I am putting these two events together as if they were connected but I would love to know if I am wrong.

Thanks again for your input.

monamontgomery said...

Debs, I researched. Shea was murdered August 28, 1969 and there was an electrical fire December 18, 1969. Still I find it intriguing that the guy who participated in the murder of Shorty Shea was heard by Windy as saying that the vat of acid exploded into a fire so I'm not through with this point yet.

DebS said...

Mona, let me preface my reply. When I do an interview with someone where I am going to put down in writing what was discussed I feel it is incumbent for me to try to verify what it is that the person has told me. In general that is what writers do, they try to make sure that the information they are disseminating is accurate. I spoke to Windy 6-8 times for a couple of hours at a time, the woman can talk and easily went off topic numerous times. Many times to try to test the accuracy of what is being told to me, when I know that it will be difficult to verify, I will ask the same question worded a bit differently 3 or 4 times. If the answers to the questions elicit the same response, although perhaps worded differently, each time then I feel more comfortable about the validity of the statements. This technique is not unlike what law enforcement does to test the truthfulness of a witness.


When the responses to my same questions, which I will ask on different days, varies widely with more detail that sometimes contradicts what has been previously told to me then that tells me the person may not be completely truthful but may be trying to just please me by providing "juicy" tidbits.
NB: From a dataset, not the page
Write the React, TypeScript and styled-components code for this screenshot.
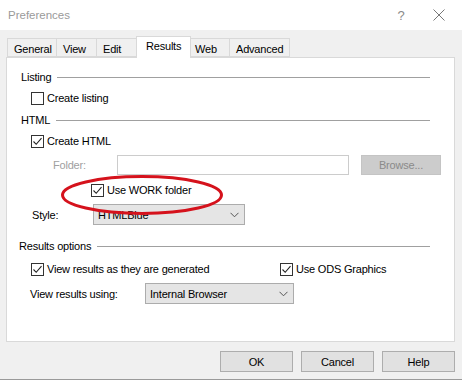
import React from "react";
import styled, { createGlobalStyle } from "styled-components";

const Global = createGlobalStyle`
  html, body { margin: 0; padding: 0; background: #f0f0f0; }
  body { font-family: "Liberation Sans", Arial, sans-serif; font-size: 11px; letter-spacing: -0.2px; color: #000; }
`;

const Window = styled.div`
  width: 462px;
  height: 380px;
  box-sizing: border-box;
  background: #f0f0f0;
  border-bottom: 1px solid #9a9a9a;
  display: flex;
  flex-direction: column;
`;

const TitleBar = styled.div`
  height: 30px;
  background: #fff;
  display: flex;
  align-items: center;
  padding-left: 8px;
`;

const Title = styled.div`
  flex: 1;
  color: #9a9a9a;
  font-size: 11.5px;
  letter-spacing: 0;
  margin-top: -1px;
`;

const TitleButton = styled.div<{ $w: number }>`
  width: ${(p) => p.$w}px;
  height: 30px;
  display: flex;
  align-items: center;
  justify-content: center;
  color: #8a8a8a;
  font-size: 13px;
`;

const TabStrip = styled.div`
  display: flex;
  align-items: flex-end;
  margin-top: 6px;
  padding-left: 7px;
  height: 21px;
`;

const Tab = styled.div<{ $w: number; $sel?: boolean }>`
  width: ${(p) => p.$w}px;
  box-sizing: border-box;
  height: ${(p) => (p.$sel ? 22 : 19)}px;
  margin: ${(p) => (p.$sel ? "0 -2px -1px -2px" : "0")};
  padding-left: ${(p) => (p.$sel ? 9 : 6)}px;
  padding-top: ${(p) => (p.$sel ? 3 : 4)}px;
  border: 1px solid #d9d9d9;
  border-bottom: ${(p) => (p.$sel ? "none" : "1px solid #d9d9d9")};
  border-left: ${(p) => (p.$sel ? "1px solid #d9d9d9" : "none")};
  background: ${(p) => (p.$sel ? "#fff" : "#f0f0f0")};
  position: relative;
  z-index: ${(p) => (p.$sel ? 2 : 0)};
  &:first-child { border-left: 1px solid #d9d9d9; }
`;

const Panel = styled.div`
  position: relative;
  margin: 0 7px 0 6px;
  height: 285px;
  box-sizing: border-box;
  background: #fff;
  border: 1px solid #d9d9d9;
  padding-top: 9px;
  display: flex;
  flex-direction: column;
`;

const GroupHeader = styled.div<{ $mt: number; $pl: number }>`
  display: flex;
  align-items: center;
  height: 20px;
  margin-top: ${(p) => p.$mt}px;
  padding-left: ${(p) => p.$pl}px;
  padding-right: 24px;
`;

const Rule = styled.div`
  flex: 1;
  height: 1px;
  background: #a0a0a0;
  margin-left: 6px;
`;

const Row = styled.div<{ $mt: number; $pl: number; $h?: number }>`
  display: flex;
  align-items: center;
  height: ${(p) => p.$h ?? 20}px;
  margin-top: ${(p) => p.$mt}px;
  padding-left: ${(p) => p.$pl}px;
`;

const Check = styled.label<{ $w?: number }>`
  display: flex;
  align-items: center;
  gap: 3px;
  width: ${(p) => (p.$w ? `${p.$w}px` : "auto")};
`;

const Box = styled.span`
  width: 13px;
  height: 13px;
  box-sizing: border-box;
  border: 1px solid #333;
  background: #fff;
  display: flex;
  align-items: center;
  justify-content: center;
`;

const Label = styled.span<{ $w?: number; $disabled?: boolean }>`
  width: ${(p) => (p.$w ? `${p.$w}px` : "auto")};
  color: ${(p) => (p.$disabled ? "#a0a0a0" : "#000")};
`;

const TextInput = styled.div`
  width: 232px;
  height: 20px;
  box-sizing: border-box;
  border: 1px solid #cccccc;
  background: #fff;
`;

const BrowseButton = styled.div`
  margin-left: 12px;
  width: 80px;
  height: 20px;
  box-sizing: border-box;
  border: 1px solid #c4c4c4;
  background: #cccccc;
  color: #8a8a8a;
  display: flex;
  align-items: center;
  justify-content: center;
`;

const Select = styled.div<{ $w: number }>`
  width: ${(p) => p.$w}px;
  height: 21px;
  box-sizing: border-box;
  border: 1px solid #acacac;
  background: #e5e5e5;
  display: flex;
  align-items: center;
  padding: 0 5px 0 4px;
  justify-content: space-between;
`;

const Ellipse = styled.svg`
  position: absolute;
  left: 54px;
  top: 117px;
  overflow: visible;
`;

const Footer = styled.div`
  display: flex;
  justify-content: flex-end;
  gap: 8px;
  padding-right: 7px;
  margin-top: 9px;
`;

const Button = styled.div`
  width: 73px;
  height: 21px;
  box-sizing: border-box;
  border: 1px solid #adadad;
  background: #e1e1e1;
  display: flex;
  align-items: center;
  justify-content: center;
`;

const CheckMark = () => (
  <svg width="11" height="11" viewBox="0 0 11 11">
    <path d="M1.5 5.5 L4.2 8.3 L9.5 2.2" fill="none" stroke="#222" strokeWidth="1.1" />
  </svg>
);

const Checkbox = ({ checked, label, w }: { checked?: boolean; label: string; w?: number }) => (
  <Check $w={w}>
    <Box>{checked && <CheckMark />}</Box>
    <span>{label}</span>
  </Check>
);

const Chevron = () => (
  <svg width="9" height="6" viewBox="0 0 9 6">
    <path d="M0.5 0.8 L4.5 4.8 L8.5 0.8" fill="none" stroke="#555" strokeWidth="1" />
  </svg>
);

const tabs = [
  { name: "General", w: 50 },
  { name: "View", w: 40 },
  { name: "Edit", w: 41 },
  { name: "Results", w: 55, sel: true },
  { name: "Web", w: 41 },
  { name: "Advanced", w: 60 },
];

export default function App() {
  return (
    <>
      <Global />
      <Window>
        <TitleBar>
          <Title>Preferences</Title>
          <TitleButton $w={30}>?</TitleButton>
          <TitleButton $w={46}>
            <svg width="12" height="12" viewBox="0 0 12 12">
              <path d="M0.5 0.5 L11.5 11.5 M11.5 0.5 L0.5 11.5" stroke="#777" strokeWidth="1" />
            </svg>
          </TitleButton>
        </TitleBar>
        <TabStrip>
          {tabs.map((t) => (
            <Tab key={t.name} $w={t.w} $sel={t.sel}>
              {t.name}
            </Tab>
          ))}
        </TabStrip>
        <Panel>
          <GroupHeader $mt={0} $pl={14}>
            Listing
            <Rule />
          </GroupHeader>
          <Row $mt={1} $pl={24}>
            <Checkbox label="Create listing" />
          </Row>
          <GroupHeader $mt={2} $pl={14}>
            HTML
            <Rule />
          </GroupHeader>
          <Row $mt={1} $pl={24}>
            <Checkbox checked label="Create HTML" />
          </Row>
          <Row $mt={4} $pl={46}>
            <Label $w={64} $disabled>
              Folder:
            </Label>
            <TextInput />
            <BrowseButton>Browse...</BrowseButton>
          </Row>
          <Row $mt={5} $pl={84}>
            <Checkbox checked label="Use WORK folder" />
          </Row>
          <Row $mt={4} $pl={25} $h={21}>
            <Label $w={61}>Style:</Label>
            <Select $w={152}>
              <span>HTMLBlue</span>
              <Chevron />
            </Select>
          </Row>
          <GroupHeader $mt={11} $pl={12}>
            Results options
            <Rule />
          </GroupHeader>
          <Row $mt={3} $pl={24}>
            <Checkbox checked label="View results as they are generated" w={249} />
            <Checkbox checked label="Use ODS Graphics" />
          </Row>
          <Row $mt={4} $pl={23} $h={21}>
            <Label $w={115}>View results using:</Label>
            <Select $w={149}>
              <span>Internal Browser</span>
              <Chevron />
            </Select>
          </Row>
          <Ellipse width="162" height="40" viewBox="0 0 162 40">
            <ellipse cx="81" cy="20" rx="79.5" ry="18.5" fill="none" stroke="#d5121c" strokeWidth="3" />
          </Ellipse>
        </Panel>
        <Footer>
          <Button>OK</Button>
          <Button>Cancel</Button>
          <Button>Help</Button>
        </Footer>
      </Window>
    </>
  );
}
When someone is conducting a live radio or television interview there is no expectation that the interviewer will, at that moment, try to verify what the interviewee is saying is the truth. That is left up to the listener to decide for themselves and perhaps do what you are doing, go back over what has been said to get a firm idea of what could be accurate, or not. Unfortunately, many people do not think beyond what they are told and tend to go with the flow of what has been said particularly if the interviewee is a compelling storyteller.


As to your concerns regarding Shorty's murder and the fire at Spahn. Well, we know that Shorty was not burned or exploded in a fire. We also know that what Barbra Hoyt said about Shorty being decapitated was not true. Both of these statement were derived from secondhand information which boils down to hearsay. You can view Shorty's autopsy report for yourself and form your own opinion.


https://www.scribd.com/doc/35709412/Donald-Jerome-Shorty-Shea-Sherrif-s-Investigation-Autopsy-Report

There were two fires at Spahn. The first on Dec. 18, 1969, which was the electrical fire was contained to a trailer and caused $1000 worth of damage. Sharon Rayfield who was not a Family member was living in the trailer at the time. As this fire did not spread beyond the trailer it would be unlikely that it ignited a vat of acid.

The devastating fire that destroyed the ranch happened September 26, 1970, more than a year after Shorty was killed.

DebS said...

Mona I almost forgot to address the Randy Starr was part Cherokee portion of your comment. This is the first time I've heard that. It might be a simple thing to check which I will leave up to you.

I have Randy's death certificate with information that you could use to check on that. His legal name was Joseph V. Randall, he was born in Illinois December 13, 1931. His parents were Clyde Randall born in Illinois and Fay Riddle born in Arkansas. At the time of Randy's death his mother was remarried and her name was Fay Rey, I kid you not! She was the informant who gave the personal information on Randy's death certificate.

Also, as for evaluating Windy's character I have a Google search you can do to check that out. It is not a huge secret that Windy's true name is Lee Saunooke. Do a Google search for Lee Saunooke Animal Cruelty.